Я поднимаю её подбородок, чтобы она посмотрела мне в глаза.
— Ты уверена?
— Уверена. Точно.
Я не до конца доволен её ответом, но слишком устал, чтобы настаивать. Подавляю зевок.
— Тогда давай спать. Я выжат.
— Я тоже. — Она целует меня в губы с трепетом, и мы устраиваемся, как обычно, перед сном. — Я люблю тебя, Уайатт.
— Я тоже тебя люблю, Келси. И спасибо тебе.
— За что?
Вдыхая её запах, я шепчу ей в волосы:
— За то, что всегда рядом, когда ты мне нужна.
Она молчит, и я думаю, что она уже уснула. Но потом слышу её голос, едва различимый. — Я всегда буду рядом.
— Эй! Передай сюда самогон! — кричит Тим, один из работников ранчо, через танцплощадку, устроенную прямо перед амбаром на ранчо Гибсонов.

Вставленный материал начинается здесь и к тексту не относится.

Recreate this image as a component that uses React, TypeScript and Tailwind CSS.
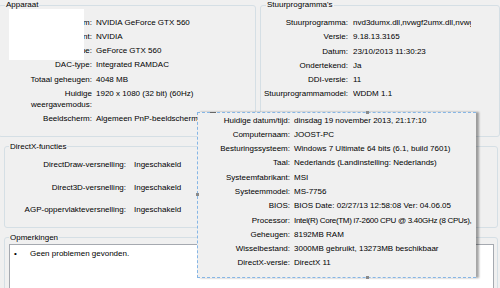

Сегодня — вечер у костра, который мои родители устраивают каждый сезон, и праздник в самом разгаре. Раньше мы сыграли матч по футболу в нашей лиге — едва выиграли с разницей в одно очко — а потом отправились на ранчо, чтобы отпраздновать и продолжить традицию.
Возгласы радости раздаются поверх музыки, когда гости пробуют самогон, который мой отец начал гнать ещё в те времена, когда был моложе нас с Уокером.
Я бросаю взгляд в сторону отца, замечая его гордую улыбку и то, как он сидит в кресле на краю толпы. Мама стоит позади него, держит руку на его плече.
Вчера они получили результаты КТ и биопсии, и, если говорить о лучшем из возможных сценариев — у него именно такой. Опухоль маленькая, операбельная и доброкачественная. Врачи считают, что можно полностью её удалить, и хотят сделать операцию как можно скорее. Сейчас середина октября, свадебный и туристический сезон подходит к концу — значит, пора её назначать.
Мама плакала у меня в объятиях прошлой ночью, я думаю, отчасти от облегчения, отчасти от страха, когда они с отцом рассказали мне диагноз. Теперь нам нужно будет рассказать обо всём братьям и сотрудникам ранчо — ведь ближайшие месяцы будут другими. Но мы решили, что позволим всем повеселиться хотя бы ещё одну ночь, прежде чем обрушим на них суровую правду.